• _Exercise requirements_
All of the data that follows should be retyped exactly, please, except the pictures.

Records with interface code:

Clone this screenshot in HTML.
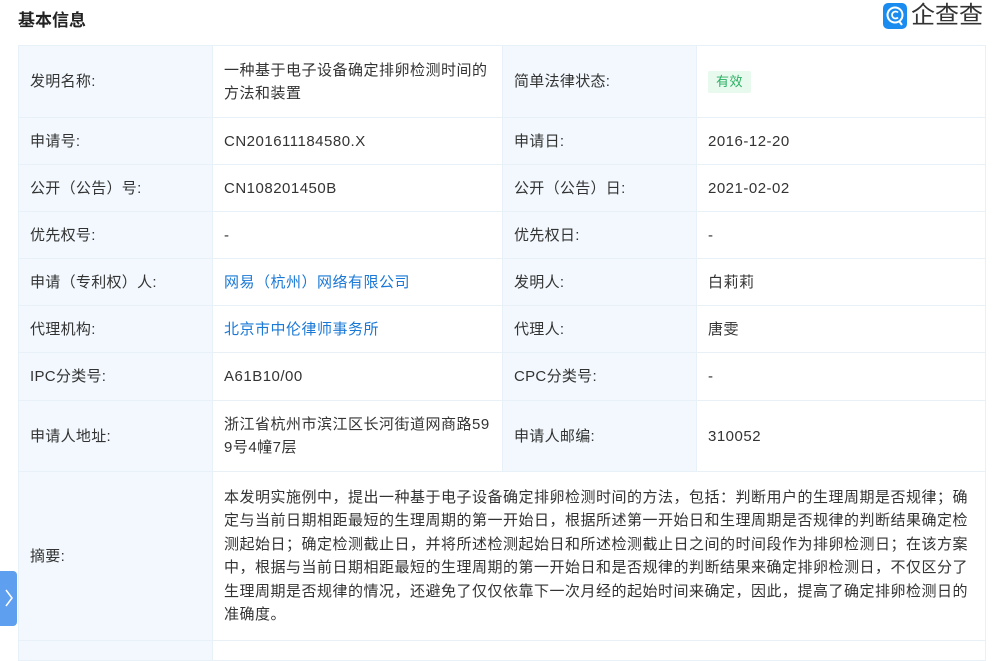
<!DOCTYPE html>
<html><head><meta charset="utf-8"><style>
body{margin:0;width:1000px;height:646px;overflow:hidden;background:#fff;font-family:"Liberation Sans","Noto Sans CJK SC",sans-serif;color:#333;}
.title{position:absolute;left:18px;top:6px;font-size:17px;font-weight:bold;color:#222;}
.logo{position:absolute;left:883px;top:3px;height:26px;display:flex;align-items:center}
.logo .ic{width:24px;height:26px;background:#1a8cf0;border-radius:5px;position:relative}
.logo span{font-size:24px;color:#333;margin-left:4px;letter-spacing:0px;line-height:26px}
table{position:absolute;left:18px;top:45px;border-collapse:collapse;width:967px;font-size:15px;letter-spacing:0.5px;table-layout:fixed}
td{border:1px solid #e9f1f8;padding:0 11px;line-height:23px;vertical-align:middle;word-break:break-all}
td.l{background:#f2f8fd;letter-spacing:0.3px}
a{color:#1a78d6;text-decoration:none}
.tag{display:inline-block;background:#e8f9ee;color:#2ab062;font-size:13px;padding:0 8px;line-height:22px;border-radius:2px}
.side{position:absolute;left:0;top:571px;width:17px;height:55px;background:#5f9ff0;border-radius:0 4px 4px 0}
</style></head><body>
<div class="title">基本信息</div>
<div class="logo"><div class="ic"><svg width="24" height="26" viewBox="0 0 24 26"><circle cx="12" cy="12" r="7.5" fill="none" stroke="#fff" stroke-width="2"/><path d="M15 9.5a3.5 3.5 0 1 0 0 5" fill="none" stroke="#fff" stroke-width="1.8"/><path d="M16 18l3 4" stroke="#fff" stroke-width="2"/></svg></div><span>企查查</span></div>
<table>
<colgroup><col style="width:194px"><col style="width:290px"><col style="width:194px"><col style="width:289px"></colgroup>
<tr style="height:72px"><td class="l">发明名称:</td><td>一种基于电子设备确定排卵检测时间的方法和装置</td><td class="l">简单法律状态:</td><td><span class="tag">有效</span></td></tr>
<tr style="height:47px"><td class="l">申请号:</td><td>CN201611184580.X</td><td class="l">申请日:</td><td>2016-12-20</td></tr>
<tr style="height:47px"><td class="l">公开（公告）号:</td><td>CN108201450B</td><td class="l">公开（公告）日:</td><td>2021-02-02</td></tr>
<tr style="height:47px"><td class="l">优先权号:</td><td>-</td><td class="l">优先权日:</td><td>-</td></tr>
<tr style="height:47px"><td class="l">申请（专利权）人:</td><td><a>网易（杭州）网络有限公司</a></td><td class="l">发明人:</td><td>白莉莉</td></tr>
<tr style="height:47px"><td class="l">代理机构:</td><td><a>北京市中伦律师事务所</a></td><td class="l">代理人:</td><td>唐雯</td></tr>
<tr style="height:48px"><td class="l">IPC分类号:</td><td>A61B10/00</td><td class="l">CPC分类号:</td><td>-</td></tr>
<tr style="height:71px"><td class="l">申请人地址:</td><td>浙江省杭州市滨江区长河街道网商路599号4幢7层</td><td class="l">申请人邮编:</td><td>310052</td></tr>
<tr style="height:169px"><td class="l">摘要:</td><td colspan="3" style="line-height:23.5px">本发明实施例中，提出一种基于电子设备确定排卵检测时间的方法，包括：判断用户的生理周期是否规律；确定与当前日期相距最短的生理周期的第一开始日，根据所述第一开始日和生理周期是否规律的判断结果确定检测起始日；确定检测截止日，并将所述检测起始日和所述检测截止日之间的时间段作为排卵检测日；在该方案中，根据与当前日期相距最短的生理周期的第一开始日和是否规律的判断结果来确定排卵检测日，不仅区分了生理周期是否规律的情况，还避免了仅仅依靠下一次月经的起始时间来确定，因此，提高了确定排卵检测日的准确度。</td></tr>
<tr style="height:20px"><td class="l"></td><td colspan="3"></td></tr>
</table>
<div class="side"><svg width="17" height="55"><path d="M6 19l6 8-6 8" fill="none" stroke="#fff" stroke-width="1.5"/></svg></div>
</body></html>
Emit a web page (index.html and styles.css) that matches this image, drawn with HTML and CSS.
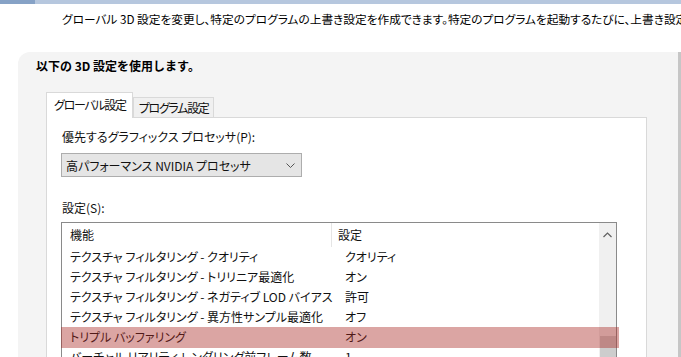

• _Finished exercise_
Clone this screenshot in HTML.
<!DOCTYPE html>
<html><head><meta charset="utf-8"><style>
body{margin:0;width:1000px;height:646px;overflow:hidden;background:#fff;font-family:"Liberation Sans","Noto Sans CJK SC",sans-serif;color:#333;}
.title{position:absolute;left:18px;top:6px;font-size:17px;font-weight:bold;color:#222;}
.logo{position:absolute;left:883px;top:3px;height:26px;display:flex;align-items:center}
.logo .ic{width:24px;height:26px;background:#1a8cf0;border-radius:5px;position:relative}
.logo span{font-size:24px;color:#333;margin-left:4px;letter-spacing:0px;line-height:26px}
table{position:absolute;left:18px;top:45px;border-collapse:collapse;width:967px;font-size:15px;letter-spacing:0.5px;table-layout:fixed}
td{border:1px solid #e9f1f8;padding:0 11px;line-height:23px;vertical-align:middle;word-break:break-all}
td.l{background:#f2f8fd;letter-spacing:0.3px}
a{color:#1a78d6;text-decoration:none}
.tag{display:inline-block;background:#e8f9ee;color:#2ab062;font-size:13px;padding:0 8px;line-height:22px;border-radius:2px}
.side{position:absolute;left:0;top:571px;width:17px;height:55px;background:#5f9ff0;border-radius:0 4px 4px 0}
</style></head><body>
<div class="title">基本信息</div>
<div class="logo"><div class="ic"><svg width="24" height="26" viewBox="0 0 24 26"><circle cx="12" cy="12" r="7.5" fill="none" stroke="#fff" stroke-width="2"/><path d="M15 9.5a3.5 3.5 0 1 0 0 5" fill="none" stroke="#fff" stroke-width="1.8"/><path d="M16 18l3 4" stroke="#fff" stroke-width="2"/></svg></div><span>企查查</span></div>
<table>
<colgroup><col style="width:194px"><col style="width:290px"><col style="width:194px"><col style="width:289px"></colgroup>
<tr style="height:72px"><td class="l">发明名称:</td><td>一种基于电子设备确定排卵检测时间的方法和装置</td><td class="l">简单法律状态:</td><td><span class="tag">有效</span></td></tr>
<tr style="height:47px"><td class="l">申请号:</td><td>CN201611184580.X</td><td class="l">申请日:</td><td>2016-12-20</td></tr>
<tr style="height:47px"><td class="l">公开（公告）号:</td><td>CN108201450B</td><td class="l">公开（公告）日:</td><td>2021-02-02</td></tr>
<tr style="height:47px"><td class="l">优先权号:</td><td>-</td><td class="l">优先权日:</td><td>-</td></tr>
<tr style="height:47px"><td class="l">申请（专利权）人:</td><td><a>网易（杭州）网络有限公司</a></td><td class="l">发明人:</td><td>白莉莉</td></tr>
<tr style="height:47px"><td class="l">代理机构:</td><td><a>北京市中伦律师事务所</a></td><td class="l">代理人:</td><td>唐雯</td></tr>
<tr style="height:48px"><td class="l">IPC分类号:</td><td>A61B10/00</td><td class="l">CPC分类号:</td><td>-</td></tr>
<tr style="height:71px"><td class="l">申请人地址:</td><td>浙江省杭州市滨江区长河街道网商路599号4幢7层</td><td class="l">申请人邮编:</td><td>310052</td></tr>
<tr style="height:169px"><td class="l">摘要:</td><td colspan="3" style="line-height:23.5px">本发明实施例中，提出一种基于电子设备确定排卵检测时间的方法，包括：判断用户的生理周期是否规律；确定与当前日期相距最短的生理周期的第一开始日，根据所述第一开始日和生理周期是否规律的判断结果确定检测起始日；确定检测截止日，并将所述检测起始日和所述检测截止日之间的时间段作为排卵检测日；在该方案中，根据与当前日期相距最短的生理周期的第一开始日和是否规律的判断结果来确定排卵检测日，不仅区分了生理周期是否规律的情况，还避免了仅仅依靠下一次月经的起始时间来确定，因此，提高了确定排卵检测日的准确度。</td></tr>
<tr style="height:20px"><td class="l"></td><td colspan="3"></td></tr>
</table>
<div class="side"><svg width="17" height="55"><path d="M6 19l6 8-6 8" fill="none" stroke="#fff" stroke-width="1.5"/></svg></div>
</body></html>
Emit a web page (index.html and styles.css) that matches this image, drawn with HTML and CSS.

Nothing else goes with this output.